La prevalencia del relato en el escenario político se debe a que las actuaciones que componen un programa de gobierno pierden su relevancia frente a la realidad más tangible de la ocupación del poder o, me temo, porque en realidad no haya ni siquiera margen para cambios significativos en una sociedad avanzada como la nuestra, en donde los cabos sueltos –aun habiéndolos- no son lo suficientemente relevantes como para alterar el marco de convivencia. Observen. Hoy ya no hay banqueros; existen bancos; no hay abogados sino bufetes; no hay empresarios –pocos quedan y ya son mayores- sino empresas; no hay políticas, hay relatos.
¿Cómo casa entonces la moral con el relato? La posmodernidad ha alterado los papeles trastocando los límites de la apariencia hasta otorgarle valor con una sola exigencia: que sea creíble. Y es ahí en donde adquiere relevancia el relato. El éxito del proceso depende del lenguaje utilizado y de la administración del tiempo en el que se comunica al segmento de la sociedad al que va dirigido. En el momento en que el público pasa de una posición pasiva, puramente receptiva, a interviniente comenzará a participar como colaborador necesario en el proceso, e interactuará en él dándole valor y propaganda. El fin estará conseguido. Poco importan en todo este trasunto los valores morales y el primero de sus presupuestos: el acercamiento si no a la verdad –por inasible- sí a la realidad de la que pretende alimentarse. Para el establecimiento de un sistema moral la cercanía con la realidad es un elemento constituyente. No así en el relato. Para el relato lo único imprescindible es la credibilidad; que sea asumido como “posibilidad factible” por el sector al que se dirige. Si es posible, por creíble, adquiere visos de realidad aunque en él no se oiga el pálpito de la vida. No será realidad en sí, pero será lo que más se le parezca al contener elementos de factibilidad generados por su misma formulación.
Es por ello que los estrategas del pasado se quedan en poco si no dominan el lenguaje, sabiendo a su vez que los otrora canales de distribución del lenguaje se convierten ellos mismos hoy en lenguaje. Desde luego que el método se aplica en la actualidad con profusión, pero en las democracias occidentales no es nuevo. Posiblemente proceda como estrategia política de la administración Kennedy, una de las más ineficaces, mentirosas y amorales de la historia americana pero que paradójicamente sigue gozando de gran predicamento. Supo encontrar un relato de modernidad, liberalismo y glamour y lo colocó bien en la opinión pública. De esa fuente beben hoy los aprendices españoles que han secado sus retinas contemplando delante del televisor “El ala oeste de la Casa Blanca”.

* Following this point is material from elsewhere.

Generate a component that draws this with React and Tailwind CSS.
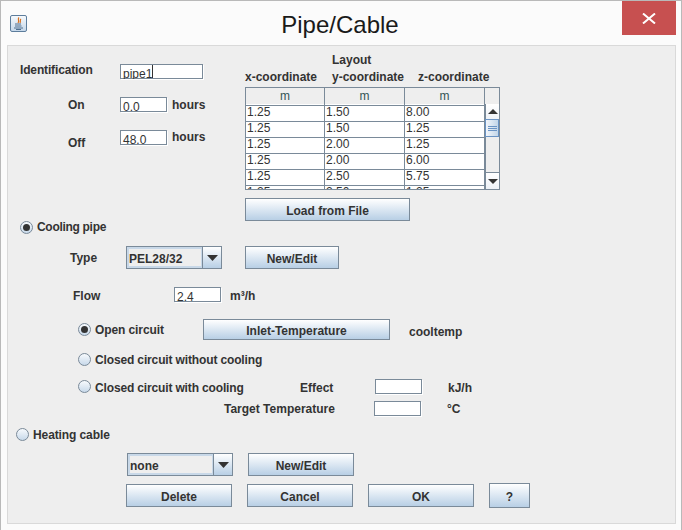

Los americanos han sido maestros en el arte de vestir la apariencia. Claro ejemplo en la literatura fue el personaje de la novela de Jerzy Kosinski, “Mister Chance”, un hombre simple que se convierte en el asesor principal del presidente con las reflexiones que se le ocurría mientras cuidaba su jardín: juicios tan sencillos como irrefutables por su lógica común y su lenguaje directo y conciso (por cierto, magistral la interpretación de Peter Sellers en la adaptación cinematográfica).
Son estos los mimbres con los que se teje la política en una sociedad como la actual caracterizada por el relativismo moral y por el pensamiento débil y en la que adquiere inusitada fuerza la apariencia: no lo que es, y mucho menos lo que debe ser, sino lo que bien parece por estar bien relatado.
El último escollo que tiene que superar el relato es “la” gestión y por lo tanto “su” gestión. No es solo imprescindible la autoridad de quien lo propone o la formulación y el lenguaje elegido, sino también la gestión que se acometa una vez alcanzado el objetivo que se persigue. Mejor que nadie centró la cuestión el jefe de gabinete del presidente del gobierno, Iván Redondo, en unas declaraciones al programa “Otra vuelta de tuerka”, de Pablo Iglesias, en el 2016: “Que Podemos y Ciudadanos sabéis construir relato está claro. Pero hay que ver si sabéis construir gobierno y gobernar”. Ay, amigo. Una cosa es administrar sombras y otra tener que abrir la ventana para colocar en orden los muebles. La luz hace desaparecer siluetas que en la oscuridad parecían reales. Pero, ¿qué hacer hasta que la luz lo invada todo? ¿Y si se prefiere la oscuridad?